-- Begin --
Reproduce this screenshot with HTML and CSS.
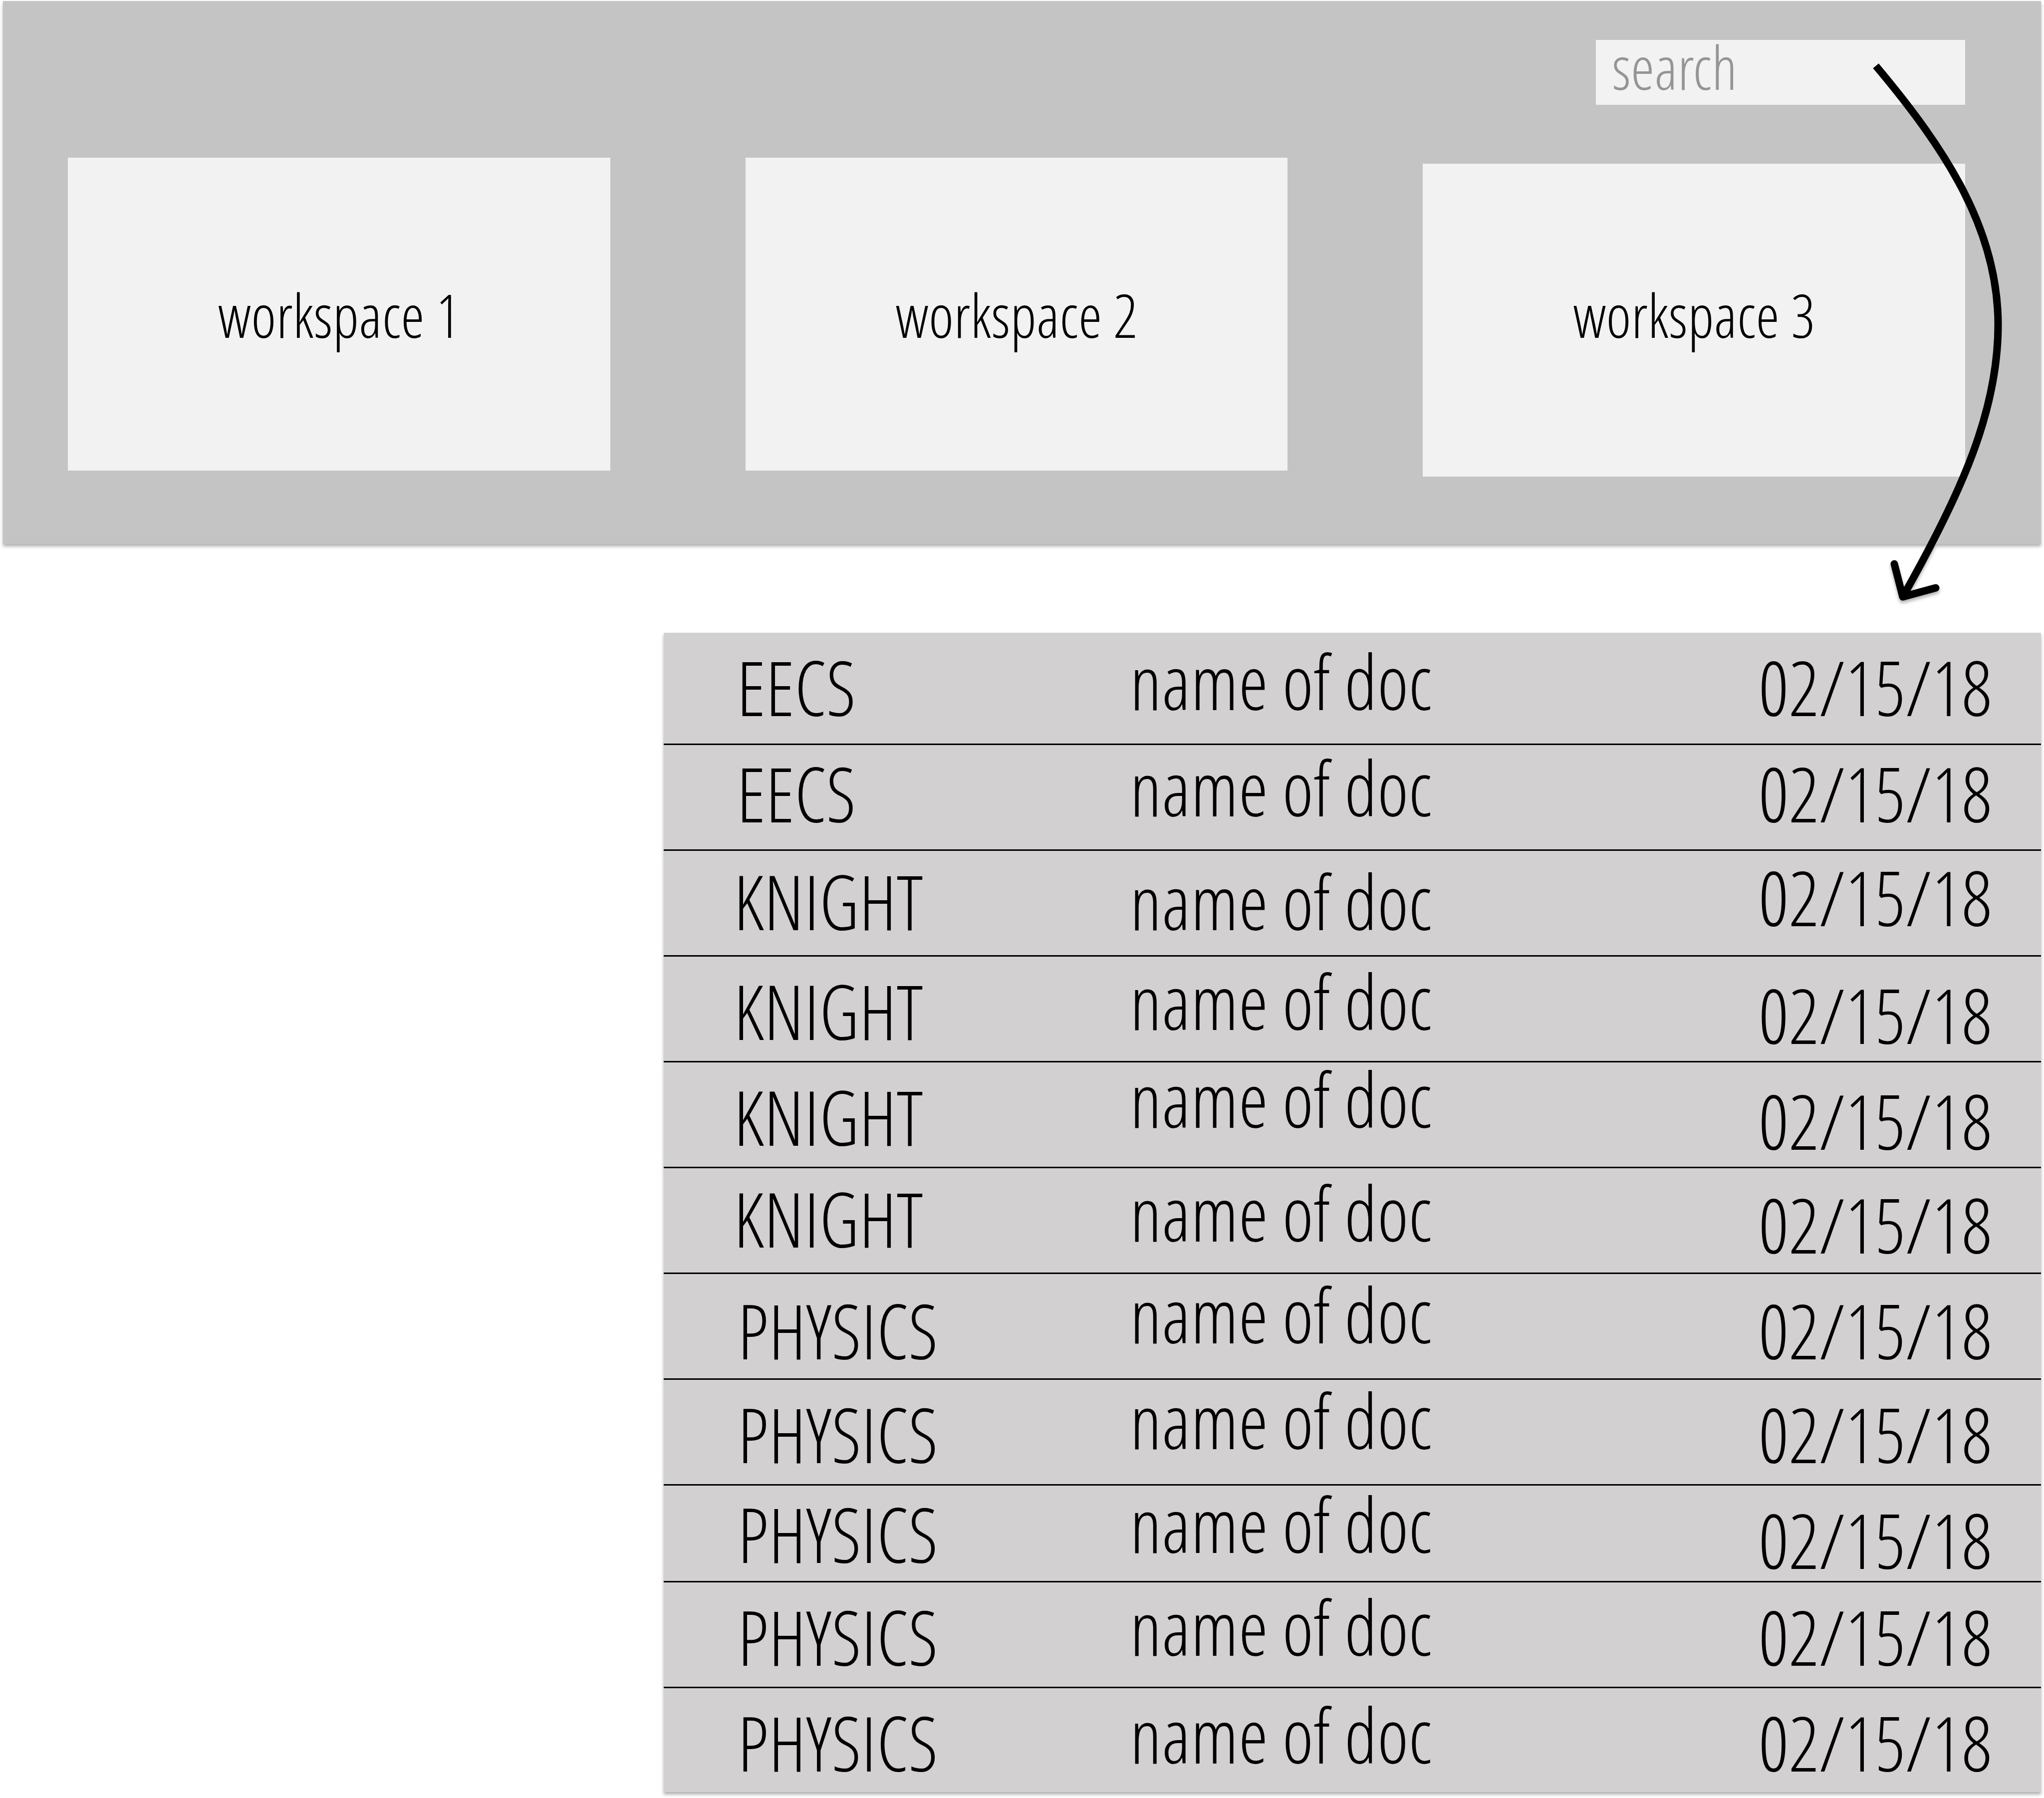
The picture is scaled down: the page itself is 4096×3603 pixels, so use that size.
FILE: index.html
```html
<!DOCTYPE html>
<html lang="en">
<head>
<meta charset="utf-8">
<title>Workspaces</title>
<link rel="stylesheet" href="styles.css">
</head>
<body>
<header class="board">
  <form class="search" role="search">
    <input class="search-box" type="search" aria-label="search" placeholder="search">
  </form>
  <nav class="workspaces">
    <a class="card" href="#workspace-1">workspace 1</a>
    <a class="card" href="#workspace-2">workspace 2</a>
    <a class="card card-low" href="#workspace-3">workspace 3</a>
  </nav>
  <svg class="arrow" viewBox="3740 110 280 1110" aria-hidden="true">
    <path d="M3757 132C3900 302 4002 462 4002 651C4002 821 3931 984 3811 1196"/>
    <path class="head" d="M3794 1130L3811 1196L3877 1178"/>
  </svg>
</header>
<main class="results">
  <table class="docs">
    <colgroup><col class="col-space"><col class="col-name"><col></colgroup>
    <tbody class="eecs">
      <tr class="first"><td class="s9">EECS</td><td class="s6">name of doc</td><td class="s9">02/15/18</td></tr>
      <tr><td class="s6">EECS</td><td class="s3">name of doc</td><td class="s6">02/15/18</td></tr>
    </tbody>
    <tbody class="knight">
      <tr><td class="s7">KNIGHT</td><td class="s7">name of doc</td><td class="s5">02/15/18</td></tr>
      <tr><td class="s9">KNIGHT</td><td class="s4">name of doc</td><td class="s11">02/15/18</td></tr>
      <tr><td class="s9">KNIGHT</td><td class="s0">name of doc</td><td class="s11">02/15/18</td></tr>
      <tr><td class="s7">KNIGHT</td><td class="s4">name of doc</td><td class="s10">02/15/18</td></tr>
    </tbody>
    <tbody class="physics">
      <tr><td class="s10">PHYSICS</td><td class="s2">name of doc</td><td class="s10">02/15/18</td></tr>
      <tr><td class="s9">PHYSICS</td><td class="s2">name of doc</td><td class="s9">02/15/18</td></tr>
      <tr class="short"><td class="s6">PHYSICS</td><td class="s1">name of doc</td><td class="s9">02/15/18</td></tr>
      <tr><td class="s9">PHYSICS</td><td class="s4">name of doc</td><td class="s9">02/15/18</td></tr>
      <tr class="last"><td class="s9">PHYSICS</td><td class="s5">name of doc</td><td class="s9">02/15/18</td></tr>
    </tbody>
  </table>
</main>
</body>
</html>
```
FILE: styles.css
```css
* { box-sizing: border-box; }

body {
  margin: 0;
  padding: 2px 6px 12px;
  background: #fff;
  color: #000;
  font-family: "Open Sans Condensed Light", "Open Sans Condensed", "Open Sans", sans-serif;
  font-weight: 300;
}

/* Header board with the search box and the workspace cards */
.board {
  position: relative;
  padding: 78px 152px 135px 130px;
  background: #c4c4c4;
  filter: drop-shadow(0 5px 3px rgba(0, 0, 0, .3));
}

.search {
  display: flex;
  justify-content: flex-end;
  margin: 0 0 106px;
}

.search-box {
  appearance: none;
  width: 740px;
  height: 130px;
  margin: 0;
  padding: 0 32px 24px;
  border: 0;
  border-radius: 0;
  background: #f2f2f2;
  color: #000;
  font: inherit;
  font-size: 121px;
  line-height: 106px;
}

.search-box::placeholder { color: #959595; opacity: 1; }

.workspaces {
  display: grid;
  grid-template-columns: repeat(3, 1fr);
  align-items: start;
  gap: 271px;
}

.card {
  height: 627px;
  padding-top: 254px;
  background: #f2f2f2;
  color: #000;
  font-size: 121px;
  line-height: 120px;
  text-align: center;
  text-decoration: none;
}

.card-low {
  margin-top: 12px;
  padding-top: 242px;
}

/* Arrow from the search box to the result list */
.arrow {
  position: absolute;
  top: 108px;
  right: 68px;
  width: 280px;
  height: 1110px;
  fill: none;
  stroke: #000;
  stroke-width: 15px;
}

.arrow .head {
  stroke-linecap: round;
  stroke-linejoin: round;
}

/* Result list */
.results {
  margin: 178px 0 0 1324px;
}

.docs {
  width: 100%;
  table-layout: fixed;
  border-collapse: separate;
  border-spacing: 0;
  background: #d2d0d1;
  box-shadow: 0 5px 6px rgba(0, 0, 0, .3);
  font-size: 151px;
  line-height: 122px;
}

.col-space { width: 934px; }
.col-name { width: 1260px; }

td {
  height: 212px;
  padding: 0;
  border-bottom: 3px solid #000;
  vertical-align: top;
  white-space: nowrap;
}

.first td { height: 225px; }
.short td { height: 194px; }
.last td { height: 208px; border-bottom: 0; }

.eecs td:first-child { padding-left: 146px; }
.knight td:first-child { padding-left: 140px; }
.physics td:first-child { padding-left: 148px; }

/* Drop of a cell's text below the top of its row, in steps of 4px */
.s0 { padding-top: 12px; }
.s1 { padding-top: 16px; }
.s2 { padding-top: 20px; }
.s3 { padding-top: 24px; }
.s4 { padding-top: 28px; }
.s5 { padding-top: 32px; }
.s6 { padding-top: 36px; }
.s7 { padding-top: 40px; }
.s9 { padding-top: 48px; }
.s10 { padding-top: 52px; }
.s11 { padding-top: 56px; }
```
-- End --
§ GIVEN PROBLEM
Exclude the images and reproduce the remaining data exactly.

§ RESULT OF THIS TASK
Reproduce this screenshot with HTML and CSS.
The picture is scaled down: the page itself is 4096×3603 pixels, so use that size.
FILE: index.html
```html
<!DOCTYPE html>
<html lang="en">
<head>
<meta charset="utf-8">
<title>Workspaces</title>
<link rel="stylesheet" href="styles.css">
</head>
<body>
<header class="board">
  <form class="search" role="search">
    <input class="search-box" type="search" aria-label="search" placeholder="search">
  </form>
  <nav class="workspaces">
    <a class="card" href="#workspace-1">workspace 1</a>
    <a class="card" href="#workspace-2">workspace 2</a>
    <a class="card card-low" href="#workspace-3">workspace 3</a>
  </nav>
  <svg class="arrow" viewBox="3740 110 280 1110" aria-hidden="true">
    <path d="M3757 132C3900 302 4002 462 4002 651C4002 821 3931 984 3811 1196"/>
    <path class="head" d="M3794 1130L3811 1196L3877 1178"/>
  </svg>
</header>
<main class="results">
  <table class="docs">
    <colgroup><col class="col-space"><col class="col-name"><col></colgroup>
    <tbody class="eecs">
      <tr class="first"><td class="s9">EECS</td><td class="s6">name of doc</td><td class="s9">02/15/18</td></tr>
      <tr><td class="s6">EECS</td><td class="s3">name of doc</td><td class="s6">02/15/18</td></tr>
    </tbody>
    <tbody class="knight">
      <tr><td class="s7">KNIGHT</td><td class="s7">name of doc</td><td class="s5">02/15/18</td></tr>
      <tr><td class="s9">KNIGHT</td><td class="s4">name of doc</td><td class="s11">02/15/18</td></tr>
      <tr><td class="s9">KNIGHT</td><td class="s0">name of doc</td><td class="s11">02/15/18</td></tr>
      <tr><td class="s7">KNIGHT</td><td class="s4">name of doc</td><td class="s10">02/15/18</td></tr>
    </tbody>
    <tbody class="physics">
      <tr><td class="s10">PHYSICS</td><td class="s2">name of doc</td><td class="s10">02/15/18</td></tr>
      <tr><td class="s9">PHYSICS</td><td class="s2">name of doc</td><td class="s9">02/15/18</td></tr>
      <tr class="short"><td class="s6">PHYSICS</td><td class="s1">name of doc</td><td class="s9">02/15/18</td></tr>
      <tr><td class="s9">PHYSICS</td><td class="s4">name of doc</td><td class="s9">02/15/18</td></tr>
      <tr class="last"><td class="s9">PHYSICS</td><td class="s5">name of doc</td><td class="s9">02/15/18</td></tr>
    </tbody>
  </table>
</main>
</body>
</html>
```
FILE: styles.css
```css
* { box-sizing: border-box; }

body {
  margin: 0;
  padding: 2px 6px 12px;
  background: #fff;
  color: #000;
  font-family: "Open Sans Condensed Light", "Open Sans Condensed", "Open Sans", sans-serif;
  font-weight: 300;
}

/* Header board with the search box and the workspace cards */
.board {
  position: relative;
  padding: 78px 152px 135px 130px;
  background: #c4c4c4;
  filter: drop-shadow(0 5px 3px rgba(0, 0, 0, .3));
}

.search {
  display: flex;
  justify-content: flex-end;
  margin: 0 0 106px;
}

.search-box {
  appearance: none;
  width: 740px;
  height: 130px;
  margin: 0;
  padding: 0 32px 24px;
  border: 0;
  border-radius: 0;
  background: #f2f2f2;
  color: #000;
  font: inherit;
  font-size: 121px;
  line-height: 106px;
}

.search-box::placeholder { color: #959595; opacity: 1; }

.workspaces {
  display: grid;
  grid-template-columns: repeat(3, 1fr);
  align-items: start;
  gap: 271px;
}

.card {
  height: 627px;
  padding-top: 254px;
  background: #f2f2f2;
  color: #000;
  font-size: 121px;
  line-height: 120px;
  text-align: center;
  text-decoration: none;
}

.card-low {
  margin-top: 12px;
  padding-top: 242px;
}

/* Arrow from the search box to the result list */
.arrow {
  position: absolute;
  top: 108px;
  right: 68px;
  width: 280px;
  height: 1110px;
  fill: none;
  stroke: #000;
  stroke-width: 15px;
}

.arrow .head {
  stroke-linecap: round;
  stroke-linejoin: round;
}

/* Result list */
.results {
  margin: 178px 0 0 1324px;
}

.docs {
  width: 100%;
  table-layout: fixed;
  border-collapse: separate;
  border-spacing: 0;
  background: #d2d0d1;
  box-shadow: 0 5px 6px rgba(0, 0, 0, .3);
  font-size: 151px;
  line-height: 122px;
}

.col-space { width: 934px; }
.col-name { width: 1260px; }

td {
  height: 212px;
  padding: 0;
  border-bottom: 3px solid #000;
  vertical-align: top;
  white-space: nowrap;
}

.first td { height: 225px; }
.short td { height: 194px; }
.last td { height: 208px; border-bottom: 0; }

.eecs td:first-child { padding-left: 146px; }
.knight td:first-child { padding-left: 140px; }
.physics td:first-child { padding-left: 148px; }

/* Drop of a cell's text below the top of its row, in steps of 4px */
.s0 { padding-top: 12px; }
.s1 { padding-top: 16px; }
.s2 { padding-top: 20px; }
.s3 { padding-top: 24px; }
.s4 { padding-top: 28px; }
.s5 { padding-top: 32px; }
.s6 { padding-top: 36px; }
.s7 { padding-top: 40px; }
.s9 { padding-top: 48px; }
.s10 { padding-top: 52px; }
.s11 { padding-top: 56px; }
```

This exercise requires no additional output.